▶ [Supplied material]
'''

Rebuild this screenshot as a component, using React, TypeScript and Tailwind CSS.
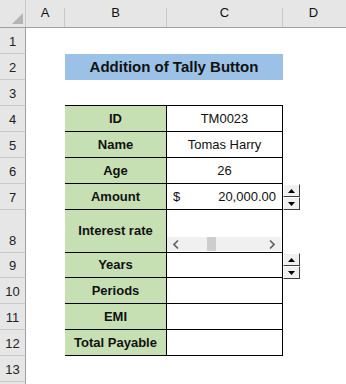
import React from "react";

const rowHeights = [26, 26, 26, 26, 26, 26, 26, 43, 25, 26, 26, 26, 26, 26];

function Spinner() {
  return (
    <div className="flex flex-col w-[17px]">
      <div className="h-[13px] bg-[#f0f0f0] border-t border-l border-t-white border-l-white border-r border-b border-r-[#404040] border-b-[#404040] flex items-center justify-center">
        <svg width="7" height="4" viewBox="0 0 7 4"><path d="M3.5 0 L7 4 L0 4 Z" fill="#000" /></svg>
      </div>
      <div className="h-[13px] bg-[#f0f0f0] border-t border-l border-t-white border-l-white border-r border-b border-r-[#404040] border-b-[#404040] flex items-center justify-center">
        <svg width="7" height="4" viewBox="0 0 7 4"><path d="M0 0 L7 0 L3.5 4 Z" fill="#000" /></svg>
      </div>
    </div>
  );
}

function ScrollBar() {
  return (
    <div className="h-[14px] w-[114px] bg-[#f0f0f0] flex items-center relative">
      <svg className="absolute left-[6px] top-[3px]" width="6" height="9" viewBox="0 0 6 9">
        <path d="M5 0.5 L1 4.5 L5 8.5" stroke="#606060" strokeWidth="1.6" fill="none" />
      </svg>
      <div className="absolute left-[40px] top-0 w-[9px] h-[14px] bg-[#cdcdcd]" />
      <svg className="absolute right-[6px] top-[3px]" width="6" height="9" viewBox="0 0 6 9">
        <path d="M1 0.5 L5 4.5 L1 8.5" stroke="#606060" strokeWidth="1.6" fill="none" />
      </svg>
    </div>
  );
}

const labels: Record<number, string> = {
  4: "ID",
  5: "Name",
  6: "Age",
  7: "Amount",
  8: "Interest rate",
  9: "Years",
  10: "Periods",
  11: "EMI",
  12: "Total Payable",
};

const values: Record<number, string> = {
  4: "TM0023",
  5: "Tomas Harry",
  6: "26",
};

export default function App() {
  return (
    <div
      className="relative w-[346px] h-[384px] bg-white overflow-hidden text-[13px] text-[#111]"
      style={{ fontFamily: '"Liberation Sans", Arial, sans-serif' }}
    >
      {/* column header */}
      <div className="flex h-[28px] bg-[#e6e6e6] border-b border-[#a0a0a0]">
        <div className="w-[26px] relative border-r border-[#c8c8c8]">
          <svg className="absolute left-[12px] top-[13px]" width="11" height="11" viewBox="0 0 11 11">
            <path d="M11 0 L11 11 L0 11 Z" fill="#b4b4b4" />
          </svg>
        </div>
        <div className="w-[39px] flex items-end justify-center pb-[5px] border-r border-[#c8c8c8] mt-[8px]">A</div>
        <div className="w-[102px] flex items-end justify-center pb-[5px] border-r border-[#c8c8c8] mt-[8px]">B</div>
        <div className="w-[116px] flex items-end justify-center pb-[5px] border-r border-[#c8c8c8] mt-[8px]">C</div>
        <div className="flex-1 flex items-end justify-center pb-[5px] mt-[8px] pr-[2px]">D</div>
      </div>
      {rowHeights.map((h, i) => {
        const r = i + 1;
        const inTable = r >= 4 && r <= 12;
        return (
          <div key={r} className="flex" style={{ height: h }}>
            <div className="w-[26px] bg-[#e6e6e6] border-r border-b border-r-[#a0a0a0] border-b-[#c8c8c8] flex items-end justify-center pb-[2px] text-[#222]">
              {r <= 13 ? r : ""}
            </div>
            <div className="w-[39px]" />
            {r === 2 ? (
              <div className="w-[218px] bg-[#9bc2e6] font-bold text-[15px] flex items-center justify-center pt-[1px]">
                Addition of Tally Button
              </div>
            ) : r === 3 ? (
              <div className="w-[218px] border-b border-black" />
            ) : inTable ? (
              <>
                <div className="w-[102px] bg-[#c6e0b4] border-r border-b border-black font-bold flex items-center justify-center">
                  {labels[r]}
                </div>
                <div className="w-[116px] border-r border-b border-black flex items-center justify-center relative">
                  {values[r]}
                  {r === 7 && (
                    <div className="flex w-full justify-between px-[6px]">
                      <span>$</span>
                      <span>20,000.00</span>
                    </div>
                  )}
                  {r === 8 && (
                    <div className="absolute left-0 bottom-[1px]">
                      <ScrollBar />
                    </div>
                  )}
                </div>
              </>
            ) : (
              <div className="w-[218px]" />
            )}
            <div className="flex-1 relative">
              {(r === 7 || r === 9) && (
                <div className="absolute left-0 top-[0px]">
                  <Spinner />
                </div>
              )}
            </div>
          </div>
        );
      })}
    </div>
  );
}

'''

▶ [Task]
Please quote the lines of the material, beginning with the first and ending with the one that contains "26, 26, 26];", exactly as written and without any pictures.

▶ [Task output]
Rebuild this screenshot as a component, using React, TypeScript and Tailwind CSS.
import React from "react";

const rowHeights = [26, 26, 26, 26, 26, 26, 26, 43, 25, 26, 26, 26, 26, 26];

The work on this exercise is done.